Jason Snell also mentioned that creating a new app resets the search criteria, etc.

This whole thing is just a mess that Apple made, really.

My stance on subscriptions is essentially a religious objection. I view them as abhorrent as similarly taboo actions like incest. It’s analogous to tongue-kissing my grandpa.

Completely agree it’s Apple’s fault. That said, fuuuuuuuuuuuuuck app subscriptions.

It’s Adobe and Microsoft’s fault. They started this crap.

Neither Adobe nor Microsoft control a platform and force this garbage on consumers. Apple does.

Yes of course Microsoft has Windows, but it’s completely open. Even if UWP hadn’t failed to find a market, you can sideload UWP apps.

If I made a productivity-style app for the iPad, given the shitty options, a subscription model is the one I’d choose. I’d probably also charge $40 a year for it. My thinking is a smaller user base, who will pay more per person, is an easier support model than a lot of people who will pay a little. I’d rather support one person paying $40 a year than 4 people paying $10 a year.

They do though. Adobe owns the creative market, and Microsoft owns the business model. Sure, there are apps like Affinity that are chipping away at Photoshop, but those are the small-change users. The solo designers or small shops. The big shops are all still on Adobe. The people complaining about Adobe’s pricing are usually the hobbyists. The truly pro photogs I know shrug off the price because they’ve billed that out for the month by lunch on day one.

Office is still the primary office suite. Apple’s iWork apps still suck compared to it (except for Keynote). The .docx and xls formats are the predominant file formats for work documents.

I was mostly joking, but Adobe and Microsoft showed everyone else SaaS for consumers work, so now everyone is running with it.

Yeah, Adobe’s revenues soared when they got people off the version of Photoshop they were using for 5 years because they didn’t want to pay $400 or so every year into a $120/year sub model. Plus the ad agencies getting the full suite of products.

There is also a better support model with them too.

Photoshop is definitely still on top, but Google Docs is real competition for MS Office.

Not that any of that matters, because neither image editing nor word processing are platforms. Windows, MacOS, iOS, and Android are the platforms relevant today. Of the four, only iOS is locked-down.

Mac is getting there, sadly.

It is? How so?

In Catalina, everything will need to be notarized, which basically means the dev needs an Apple account to sign it.

You can still get around it in settings, and I think the right-click Open will still work. Plus, the sandboxing with app permissions.
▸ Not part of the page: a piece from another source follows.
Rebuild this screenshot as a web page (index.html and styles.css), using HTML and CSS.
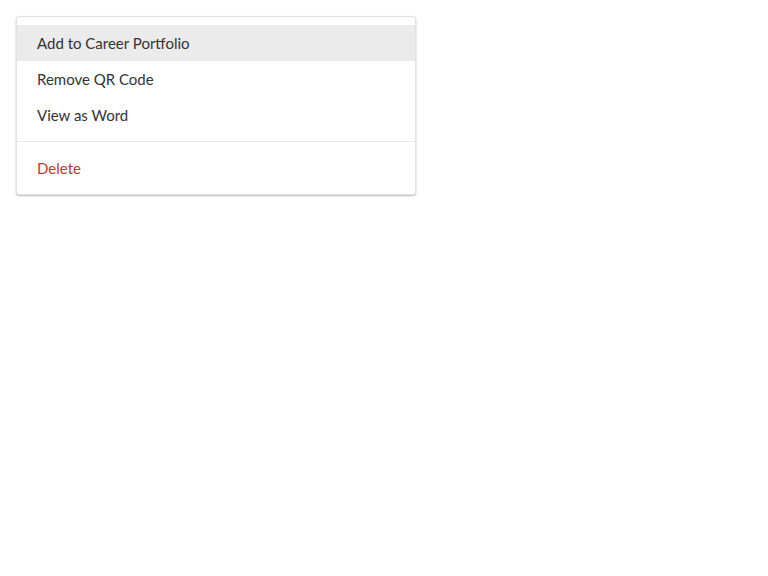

So basically a $15/year subscription. I think your concern is just cost. A $40/year subscription is roughly equivalent to a $100 one-time purchase (about the ratio used by OmniFocus for Web and Office 365, anyway.)

I just ran a query on our player data. In the past 24 hours, we’ve had Android players on over 24,000 unique combinations of device hardware and Android OS.

It’s much much much much much easier to debug and provide support on iOS. Plus, we don’t spend hours chasing down fraud, sideloaded malware, etc., which we have to do on Android.

I get that people don’t like that Apple is “locked down,” but the reality is that the Android ecosystem is a dumpster fire if you’re distributing apps on a global scale. This morning, I had to look to see how many players we would lose if we upgraded to Unity 2019, which only supports Android 9+. Turns out that we would lose about 75% of our players, so, we’re stuck with old Unity and end up having to purchase the source code and fix bugs in it ourself. Supporting Android is a huge drain.

Maybe with some consumers, who probably weren’t paying for Office anyway, but MS is still killing it with Office 365. They keeps adding more and more subscribers.

It’s incredibly easy to get around, to the point I had forgotten about it. It’s more for their less technical users, who probably aren’t buying software anyway. Heck, judging by my family, it’s a very good idea. (My nephew got ransomeware last year.)

macOS isn’t locked down, it just has an option to lock it down.

That option is going to be the default, so the option is removing it.

I wouldn’t say they aren’t buying software, and I don’t think the MAS is the main platform people use to buy and install software.

Sure, it’s easy to get around, but it’s also clear that Apple is tightening some default controls.

Here is my controversial opinion: at the point when Apple switches to their Arm chips on a Mac, that Mac will only accept apps from the MAS.

Apple often does stupid things, but I don’t think they are that stupid. It would kill the development community.